I'm going through 1 Samuel right now and love reading about David's life. In chapter 26, there's a scene where jealous King Saul is pursuing David with 3,000 men to kill him. One night, as he and the Israelites were under a God-induced sleep, David and Abishai snuck down into the camp, through the people and stood right next to Saul and his military commander. Abishai said to David "God has delivered the enemy into your hand this day." His perspective of the circumstances, his knowledge of David's character, and the miracle of the moment, meant one conclusion to him...God had delivered Saul into David's hand to kill him. But David had a different perspective of these same circumstances. He said, "Do not destroy him; for who can stretch out his hand against the Lord's anointed and be guiltless?" So rather than kill Saul, he did something ingenious to prove to everyone that night the innocence of his heart.

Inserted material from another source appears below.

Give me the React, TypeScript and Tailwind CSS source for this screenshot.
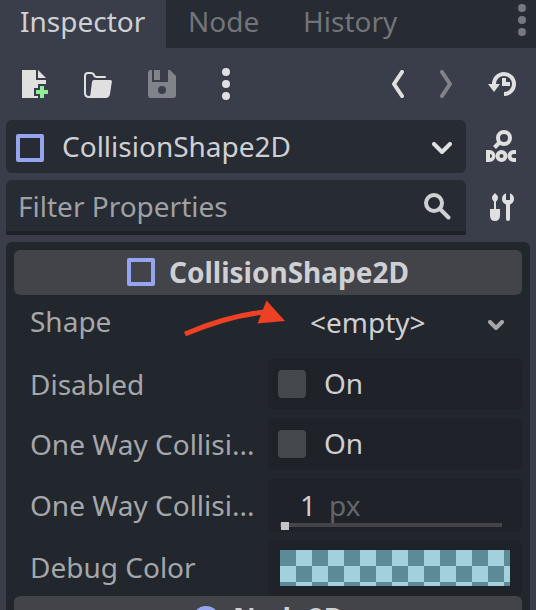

We all walk through life taking snapshots of our days, capturing video moments that are significant to us. We may be driving in a car, having lunch with a friend, or laying our head on a pillow at night, when we pull out these snapshots and videos and rehearse them in our minds. But each of us have filters that we apply to what we see, hear, or experience. Just as David and Abishai did. Same circumstance, but  very different conclusions. As a Christian, some look at things through "black and white" filters. Right or wrong, cut and dry. It is true that there are only two options in Christ, but to leave out the beauty of His grace, the hues of His providence, the spectrum of His wisdom, will leave us looking at people with very critical and sharp perspectives.

There are those who look through sepia tones, often reflecting on the past and comparing current circumstances to what things "used to be like, back in the day." This leaves out the glory of God's current work in the present, that has rainbow colors of promise that is needful for hope and trust. Some see through rose-colored lenses, and though optimism is a delight and needful, the reality of seeing the shadows and dark contrasts are so needful in the aspect of prayer. I have a filter on one camera app called "emo" and it not only darkens the entire picture, but  is rather myopic and narrowly focused. I've found that in places where I have been deeply hurt, I apply this film to painful experiences and don't see things in the light they are meant to be seen. Or...when I'm depressed or sad...everything in my day seems "emo" to say the least.

I looked out at the ocean as the sun had risen to a height where the rays were still being reflected like fireworks dancing on the water's surface. Soft orange and pastel pink lines were drawn across the sky and pelicans were flying low looking for breakfast. Rather than taking more pictures, I just took it all in as the Lord displayed it in front of me. And though my husband came out and tried to capture the moment himself, a worship song and gratitude began to fill my heart. Then I remembered that in heaven, when all of the chaos and confusion of life will be over and we will see things as they truly are, then worship will follow with the words "Great and marvelous are Your works, Lord God Almighty; just and true are Your ways" Rev.15:3. We will see through clear lenses and untainted filters all of God's glorious workings in our lives today. The dark tones will no longer be enhanced by fear, but will merely illustrate the power of His workings in light. The blurry vision of "not understanding" will be gone and replaced with joyful clarity of focus in the face of Jesus.


I've been asking the Lord since then to help me see through clear filters of truth. The Holy Spirit can do this for all of us. Just as the enemy would like to change how we see life, one another, and our God, how much more does the Lord want us to walk through our days seeing through the lens of truth, with clarity of vision and right perspectives. May it be so for you today.